Search the data below for "screenshot"; list each line that holds it.

------ Extracted information ------

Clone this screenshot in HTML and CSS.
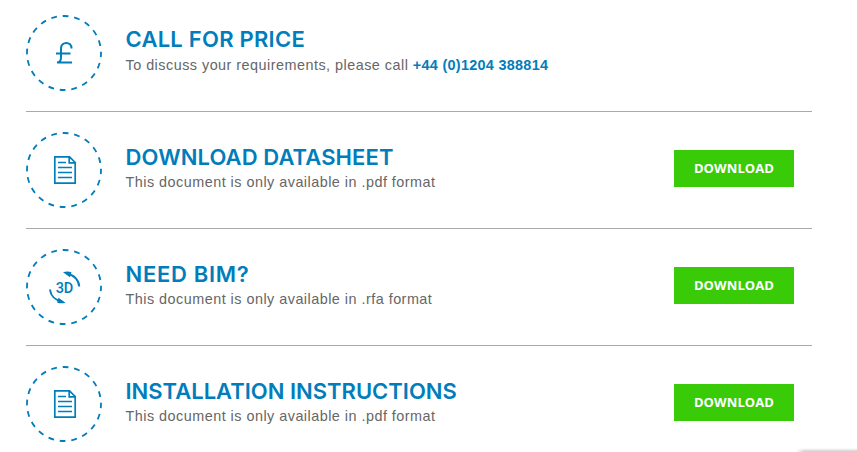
FILE: index.html
```
<!DOCTYPE html>
<html lang="en">
<head>
  <meta charset="UTF-8" />
  <meta name="viewport" content="width=device-width, initial-scale=1.0"/>
  <title>Downloads</title>
  <link rel="stylesheet" href="styles.css">
</head>
<body>

<div class="resources">
  <div class="resource">
    <svg class="icon" viewBox="0 0 76 76">
      <circle class="ring" cx="38" cy="38" r="37"/>
      <path class="line" d="M45.5 33.5C45.8 26 35 26 35 33.5V42.5C35 45.5 33.5 47.3 31 47.5H46M30 38.5H44.5"/>
    </svg>
    <div class="info">
      <h2 class="title price">Call for price</h2>
      <p class="text">To discuss your requirements, please call <a class="phone" href="tel:+4401204388814">+44 (0)1204 388814</a></p>
    </div>
  </div>

  <div class="resource">
    <svg class="icon" viewBox="0 0 76 76">
      <circle class="ring" cx="38" cy="38" r="37"/>
      <path class="doc" d="M28.8 24.8H43.5L49.2 30.5V51.2H28.8ZM43.2 25V30.8H49M32 30.5H40M32 35.5H46M32 40.5H46M32 45.5H46"/>
    </svg>
    <div class="info">
      <h2 class="title datasheet">Download datasheet</h2>
      <p class="text">This document is only available in .pdf format</p>
    </div>
    <a class="button" href="#">Download</a>
  </div>

  <div class="resource">
    <svg class="icon" viewBox="0 0 76 76">
      <circle class="ring" cx="38" cy="38" r="37"/>
      <path class="line" d="M41 24.8C48.5 26 53 31.5 53.2 37.5M24 40.5C24.5 46.5 29 51 35.5 52.3"/>
      <path class="arrow" d="M37 23.3C40 22.3 43 22.5 45.500 23.3L44 28.2ZM39.5 53.7C36.5 54.7 34 54.5 31 53.5L32.5 48.8Z"/>
      <text class="label" x="38.3" y="43.5">3D</text>
    </svg>
    <div class="info">
      <h2 class="title bim">Need BIM?</h2>
      <p class="text">This document is only available in .rfa format</p>
    </div>
    <a class="button" href="#">Download</a>
  </div>

  <div class="resource">
    <svg class="icon" viewBox="0 0 76 76">
      <circle class="ring" cx="38" cy="38" r="37"/>
      <path class="doc" d="M28.8 24.8H43.5L49.2 30.5V51.2H28.8ZM43.2 25V30.8H49M32 30.5H40M32 35.5H46M32 40.5H46M32 45.5H46"/>
    </svg>
    <div class="info">
      <h2 class="title">Installation instructions</h2>
      <p class="text">This document is only available in .pdf format</p>
    </div>
    <a class="button" href="#">Download</a>
  </div>
</div>

<div class="chat"></div>

</body>
</html>
```
FILE: styles.css
```
body {
  position: relative;
  margin: 0;
  height: 452px;
  background: #fff;
  font-family: "Liberation Sans", Arial, sans-serif;
}

.resources {
  width: 786px;
  padding: 15px 0 0 26px;
}

.resource {
  display: flex;
  align-items: center;
  height: 76px;
  padding-bottom: 20px;
  margin-bottom: 20px;
  border-bottom: 1px solid #a9a9a9;
}

.resource:last-child {
  padding-bottom: 0;
  margin-bottom: 0;
  border-bottom: none;
}

.icon {
  flex: none;
  width: 76px;
  height: 76px;
  margin-right: 23.5px;
}

.ring {
  fill: none;
  stroke: #007dba;
  stroke-width: 1.8;
  stroke-dasharray: 5.8 5.824;
  stroke-dashoffset: 1.6;
}

.line,
.doc {
  fill: none;
  stroke: #007dba;
  stroke-width: 2;
}

.doc {
  stroke-width: 1.7;
}

.arrow {
  fill: #007dba;
}

.label {
  fill: #007dba;
  font-family: Roboto, sans-serif;
  font-size: 14.5px;
  font-weight: 500;
  text-anchor: middle;
  letter-spacing: -0.4px;
}

.info {
  flex: 1;
  padding-bottom: 5px;
}

.title {
  margin: 0;
  color: #007dba;
  font-family: Inter, sans-serif;
  font-size: 22px;
  font-weight: 600;
  line-height: 28px;
  text-transform: uppercase;
  white-space: nowrap;
}

.price {
  margin-top: -1px;
  padding-bottom: 1px;
  letter-spacing: 0.25px;
}

.datasheet {
  letter-spacing: 0.1px;
}

.bim {
  letter-spacing: 0.7px;
}

.text {
  margin: 0;
  color: #666;
  font-size: 14.4px;
  line-height: 22px;
  letter-spacing: 0.48px;
  white-space: nowrap;
}

.phone {
  color: #007dba;
  font-weight: bold;
  letter-spacing: 0.3px;
  text-decoration: none;
}

.button {
  width: 120px;
  height: 37px;
  margin-right: 18px;
  margin-bottom: 3px;
  background: #39cb07;
  color: #fff;
  font-family: "Open Sans", sans-serif;
  font-size: 13px;
  font-weight: 700;
  line-height: 37px;
  letter-spacing: 0.1px;
  text-align: center;
  text-decoration: none;
  text-transform: uppercase;
}

/* top edge of the chat widget */
.chat {
  position: absolute;
  bottom: 0;
  left: 796px;
  width: 61px;
  height: 4px;
  background: linear-gradient(rgba(0, 0, 0, 0), rgba(0, 0, 0, 0.2));
  -webkit-mask-image: linear-gradient(to right, transparent, #000 8px);
  mask-image: linear-gradient(to right, transparent, #000 8px);
}
```
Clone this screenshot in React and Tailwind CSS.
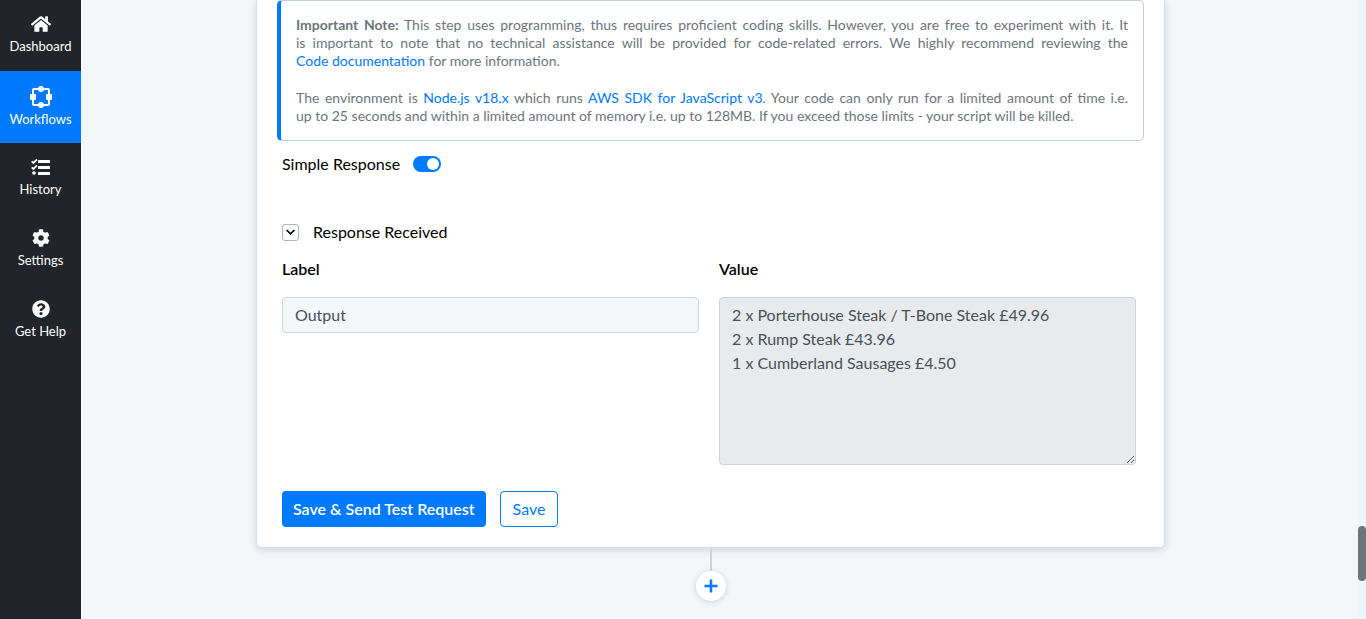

------

**Response:**
Clone this screenshot in HTML and CSS.
Clone this screenshot in React and Tailwind CSS.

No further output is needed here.